My name is Kristen MacFarlane and I am interested in running for a position on the Board of Directors of GISMO again. Every time I attend a GIS event, I’m always struck by how diverse the GIS community is. At the career fair in October, I had the opportunity to register people and just hearing about the wide variety of backgrounds and interests they all had reminded me that GIS is applicable across many different sectors. If elected to the board, I would like to focus on more professional development for people within the field to learn about new tools and technologies that they could use to expand their skill set. Currently, I am the Senior GIS Analyst at the Institute for Children, Poverty, and Homelessness (ICPH), a nonprofit policy research organization. We analyze data involving family homelessness in NYC and across the US, and my role is to create maps and interactive data tools that allow policymakers, educators, and others see trends in homelessness in their area.


Lisa Palmer


Noreen Whysel


I have been an active member of GISMO since 1992, and have served on the board of directors since 2013 and the steering committee since 1996. I spearheaded many early initiatives including our original “Virtual GISMO” outreach, the gismonyc.org website, listserv, and social media accounts. During the past term, I developed programs that extend our community via partnerships with organizations including the National Geospatial-Intelligence Agency, Technology Transfer Days and the New York City Center for Geospatial Innovation at the Fund for the City of New York. I worked with Amy Jeu to curate the Queens Museum exhibit “Map Mosaic: From Queens to the World” and with Jessie Braden to plan the startup panel for GISMO@25.

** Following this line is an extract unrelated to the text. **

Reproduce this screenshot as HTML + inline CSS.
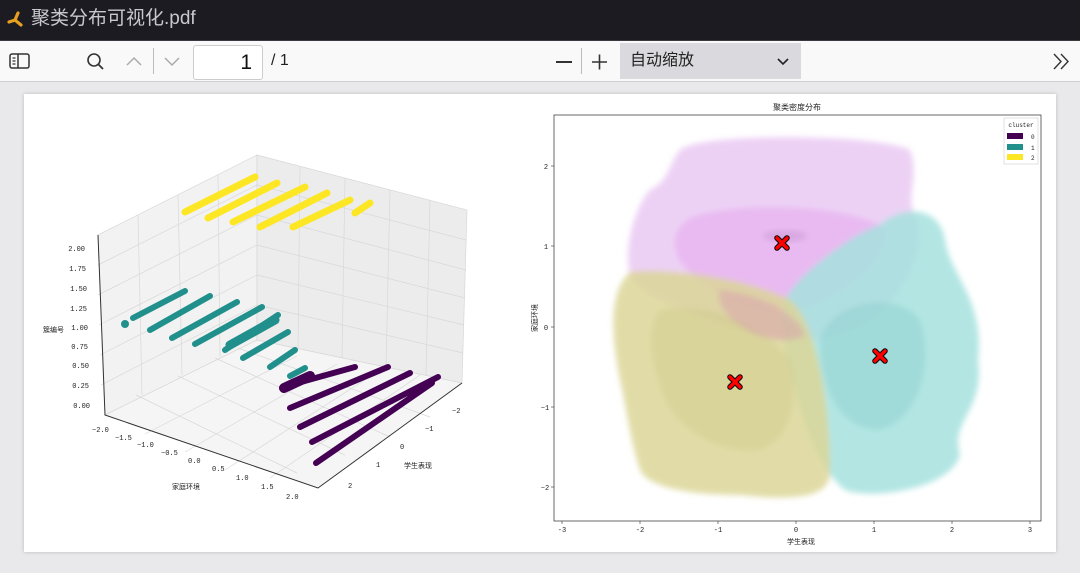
<!DOCTYPE html>
<html><head><meta charset="utf-8">
<style>
*{margin:0;padding:0;box-sizing:border-box}
body{width:1080px;height:573px;overflow:hidden;background:#e9e9ec;font-family:"Liberation Sans","Noto Sans CJK SC",sans-serif;position:relative}
#title{position:absolute;left:0;top:0;width:1080px;height:40px;background:#1c1b22;color:#c8c8cc;font-size:19px;line-height:38px;padding-left:31px}
#tb{position:absolute;left:0;top:40px;width:1080px;height:42px;background:#f9f9fa;border-top:1px solid #3a3a40;border-bottom:1px solid #cfcfd2}
.card{position:absolute;left:24px;top:94px;width:1032px;height:458px;background:#fff;box-shadow:0 0 4px rgba(0,0,0,.2)}
svg text{font-family:"Liberation Mono","Noto Sans CJK SC",monospace}
</style></head><body>
<div id="title">聚类分布可视化.pdf</div>
<svg style="position:absolute;left:6px;top:10px" width="20" height="20" viewBox="0 0 20 20"><path d="M12 3 L9 10 M3 12 L9 10 L15 15" stroke="#e8a020" stroke-width="3.2" fill="none" stroke-linecap="round"/></svg>
<div id="tb">
<svg style="position:absolute;left:8px;top:11px" width="24" height="20"><rect x="2" y="2" width="19" height="14" rx="2" fill="none" stroke="#333" stroke-width="1.5"/><line x1="10" y1="2" x2="10" y2="16" stroke="#333" stroke-width="1.5"/><path d="M4.5 6h3M4.5 9h3M4.5 12h3" stroke="#333" stroke-width="1.2"/></svg>
<svg style="position:absolute;left:84px;top:10px" width="24" height="22"><circle cx="10" cy="9" r="6" fill="none" stroke="#333" stroke-width="1.6"/><line x1="14.5" y1="13.5" x2="19" y2="18" stroke="#333" stroke-width="1.8"/></svg>
<svg style="position:absolute;left:124px;top:12px" width="24" height="18"><path d="M3 12 L10 5 L17 12" fill="none" stroke="#aaa" stroke-width="1.5"/></svg>
<div style="position:absolute;left:153px;top:7px;width:1px;height:26px;background:#bbb"></div>
<svg style="position:absolute;left:162px;top:12px" width="24" height="18"><path d="M3 5 L10 12 L17 5" fill="none" stroke="#aaa" stroke-width="1.5"/></svg>
<div style="position:absolute;left:193px;top:4px;width:70px;height:35px;background:#fff;border:1px solid #ccc;border-radius:3px;text-align:right;padding-right:10px;font-size:21px;line-height:33px;color:#111">1</div>
<div style="position:absolute;left:271px;top:11px;font-size:16px;color:#222">/ 1</div>
<div style="position:absolute;left:556px;top:20px;width:16px;height:1.6px;background:#333"></div>
<div style="position:absolute;left:581px;top:7px;width:1px;height:26px;background:#bbb"></div>
<svg style="position:absolute;left:590px;top:11px" width="20" height="20"><path d="M2 10h15M9.5 2.5v15" stroke="#333" stroke-width="1.6"/></svg>
<div style="position:absolute;left:620px;top:2px;width:181px;height:36px;background:#dadade;font-size:16px;line-height:36px;padding-left:10px;color:#222">自动缩放</div>
<svg style="position:absolute;left:776px;top:15px" width="14" height="12"><path d="M2 3 L7 8 L12 3" fill="none" stroke="#222" stroke-width="1.6"/></svg>
<svg style="position:absolute;left:1050px;top:10px" width="24" height="22"><path d="M4 3 L11 10.5 L4 18 M11 3 L18 10.5 L11 18" fill="none" stroke="#333" stroke-width="1.4"/></svg>
</div>
<div class="card"></div>
<svg style="position:absolute;left:0;top:0" width="1080" height="573">
<defs><filter id="bl"><feGaussianBlur stdDeviation="3"/></filter></defs>
<g stroke="#d8d8d8" stroke-width="0.7" fill="none">
<polygon points="98,235 257,155 257,340 105,415" fill="#f2f2f2"/>
<polygon points="257,155 467,210 462,383 257,340" fill="#ececec"/>
<polygon points="105,415 257,340 462,383 318,488" fill="#f5f5f5"/>
<path d="M138,215 L142,395 M178,195 L182,375 M218,175 L220,357 M98,265 L257,185 M98,295 L257,215 M99,325 L257,245 M100,355 L257,275 M101,385 L257,305"/>
<path d="M300,166 L298,349 M345,178 L342,358 M390,190 L386,367 M430,200 L426,375 M257,185 L466,240 M257,215 L466,270 M257,245 L465,298 M257,275 L464,325 M257,305 L463,353"/>
<path d="M145,434 L297,356 M185,452 L337,364 M225,470 L377,372 M270,478 L420,375 M297,473 L136,395 M345,455 L178,376 M390,437 L215,358 M430,417 L238,348"/>
</g>
<path d="M98,235 L105,415 L318,488 L462,383" stroke="#333" stroke-width="1" fill="none"/>
<g stroke-linecap="round" fill="none" stroke-width="7" stroke="#fde725">
<path d="M185,212 L255,177 M208,218 L277,183 M233,222 L305,187 M260,227 L327,193 M293,227 L350,200 M355,213 L370,203"/>
</g>
<g stroke-linecap="round" fill="none" stroke-width="6" stroke="#21908c">
<path d="M133,318 L185,291 M150,330 L210,296 M172,338 L237,302 M195,344 L262,307 M225,350 L278,315 M243,358 L288,332 M270,367 L295,350 M290,376 L305,368"/>
<path d="M230,345 L275,320" stroke-width="9"/>
<circle cx="125" cy="324" r="2" stroke-width="4"/>
</g>
<g stroke-linecap="round" fill="none" stroke-width="6" stroke="#440154">
<path d="M283,387 L355,367 M290,408 L388,367 M300,427 L410,373 M312,442 L438,377 M316,463 L432,383"/>
<path d="M284,388 L310,376" stroke-width="10"/>
</g>
<g font-size="7" fill="#222">
<text x="85" y="251" text-anchor="end">2.00</text><text x="86" y="271" text-anchor="end">1.75</text><text x="87" y="291" text-anchor="end">1.50</text><text x="87" y="311" text-anchor="end">1.25</text><text x="88" y="330" text-anchor="end">1.00</text><text x="88" y="349" text-anchor="end">0.75</text><text x="89" y="368" text-anchor="end">0.50</text><text x="89" y="388" text-anchor="end">0.25</text><text x="90" y="408" text-anchor="end">0.00</text>
<text x="43" y="332">簇编号</text>
<text x="92" y="432">−2.0</text><text x="115" y="440">−1.5</text><text x="137" y="447">−1.0</text><text x="161" y="455">−0.5</text><text x="188" y="463">0.0</text><text x="212" y="471">0.5</text><text x="236" y="480">1.0</text><text x="261" y="489">1.5</text><text x="286" y="499">2.0</text>
<text x="172" y="489">家庭环境</text>
<text x="452" y="413">−2</text><text x="425" y="431">−1</text><text x="400" y="449">0</text><text x="376" y="467">1</text><text x="348" y="488">2</text>
<text x="404" y="468">学生表现</text>
</g>
<rect x="554" y="115" width="487" height="406" fill="#fff" stroke="#444" stroke-width="0.8"/>
<g filter="url(#bl)">
<path d="M680,150 C700,132 880,134 910,150 C920,175 905,200 915,215 C930,250 900,300 870,320 C830,345 780,345 740,330 C690,310 640,300 630,275 C622,240 640,200 650,190 C670,180 668,165 680,150Z" fill="#e8c6f3" opacity="0.8"/>
<path d="M690,218 C740,200 850,205 885,228 C890,260 840,300 790,312 C740,312 700,285 680,262 C670,240 675,228 690,218Z" fill="#e6a8ee" opacity="0.55"/>
<path d="M785,300 C800,270 860,230 880,225 C900,205 940,205 945,240 C950,275 985,300 978,360 C985,410 950,420 960,455 C950,490 870,500 845,490 C820,470 805,430 795,390 C785,360 780,330 785,300Z" fill="#a6e2de" opacity="0.85"/>
<path d="M820,340 C830,300 900,290 920,320 C935,360 920,420 880,430 C840,430 820,390 820,340Z" fill="#8ccfcb" opacity="0.45"/>
<path d="M630,272 C660,268 740,275 790,300 C815,320 830,400 830,470 C832,500 790,500 740,495 C700,495 650,490 640,470 C630,440 625,400 620,380 C610,330 610,290 630,272Z" fill="#dcd698" opacity="0.85"/>
<path d="M660,310 C700,300 760,320 790,360 C800,400 790,440 760,450 C720,455 680,430 665,400 C650,360 645,330 660,310Z" fill="#cdc786" opacity="0.4"/>
<path d="M720,290 C760,295 795,310 805,335 C790,345 760,340 740,325 C725,315 715,300 720,290Z" fill="#d89ab0" opacity="0.45"/>
</g>
<ellipse cx="785" cy="236" rx="22" ry="6" fill="#c090c8" opacity="0.4" filter="url(#bl)"/>
<g fill="none" stroke-linecap="round">
<g stroke="#000" stroke-width="5.5"><path d="M777,238 L787,248 M787,238 L777,248 M730,377 L740,387 M740,377 L730,387 M875,351 L885,361 M885,351 L875,361"/></g>
<g stroke="#f00" stroke-width="3.5"><path d="M777,238 L787,248 M787,238 L777,248 M730,377 L740,387 M740,377 L730,387 M875,351 L885,361 M885,351 L875,361"/></g>
</g>
<g font-size="7" fill="#222" stroke="#333" stroke-width="0.6">
<line x1="562" y1="521" x2="562" y2="524"/><line x1="640" y1="521" x2="640" y2="524"/><line x1="718" y1="521" x2="718" y2="524"/><line x1="796" y1="521" x2="796" y2="524"/><line x1="874" y1="521" x2="874" y2="524"/><line x1="952" y1="521" x2="952" y2="524"/><line x1="1030" y1="521" x2="1030" y2="524"/>
<line x1="551" y1="166" x2="554" y2="166"/><line x1="551" y1="246" x2="554" y2="246"/><line x1="551" y1="327" x2="554" y2="327"/><line x1="551" y1="407" x2="554" y2="407"/><line x1="551" y1="487" x2="554" y2="487"/>
</g>
<g font-size="7" fill="#222" text-anchor="middle">
<text x="562" y="532">-3</text><text x="640" y="532">-2</text><text x="718" y="532">-1</text><text x="796" y="532">0</text><text x="874" y="532">1</text><text x="952" y="532">2</text><text x="1030" y="532">3</text>
<text x="801" y="544">学生表现</text><text x="797" y="110" font-size="8">聚类密度分布</text>
<text x="546" y="169">2</text><text x="546" y="249">1</text><text x="546" y="330">0</text><text x="545" y="410">−1</text><text x="545" y="490">−2</text>
<text transform="translate(537,318) rotate(-90)">家庭环境</text>
</g>
<rect x="1004" y="118" width="34" height="46" fill="#fff" stroke="#ccc" stroke-width="0.6"/>
<text x="1021" y="127" font-size="6" text-anchor="middle" fill="#222">cluster</text>
<rect x="1007" y="133" width="16" height="6" fill="#440154"/><rect x="1007" y="144" width="16" height="6" fill="#21908c"/><rect x="1007" y="154" width="16" height="6" fill="#fde725"/>
<g font-size="6" fill="#222"><text x="1031" y="139">0</text><text x="1031" y="150">1</text><text x="1031" y="160">2</text></g>
</svg>
</body></html>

In the past year, I also have worked with the Fund for the City of New York to evaluate plans for a 9/11 geospatial archive and to further promote outreach and collaboration among GIS and geospatial oriented communities called COGITO: The Coalition of Geospatial Information Technology Organizations. For 2018, I will continue to develop our relationships with external organizations to support the overall community and develop learning, networking and research opportunities for GISMO members. This has and will continue to include partnering with local events and obtaining discounts for GISMO members. I am a huge proponent of mentoring and wish to continue to support student members via job fairs and other student-oriented activities.


Noreen is Chief of Operations at Decision Fish, a financial literacy application. Her background includes information architecture and management, digital archiving, technology consulting and website development for various government, NGO and business clients. Her favorite projects have a mapping component. She is a MSLIS graduate of Pratt’s School of Information and holds a BA from Columbia University.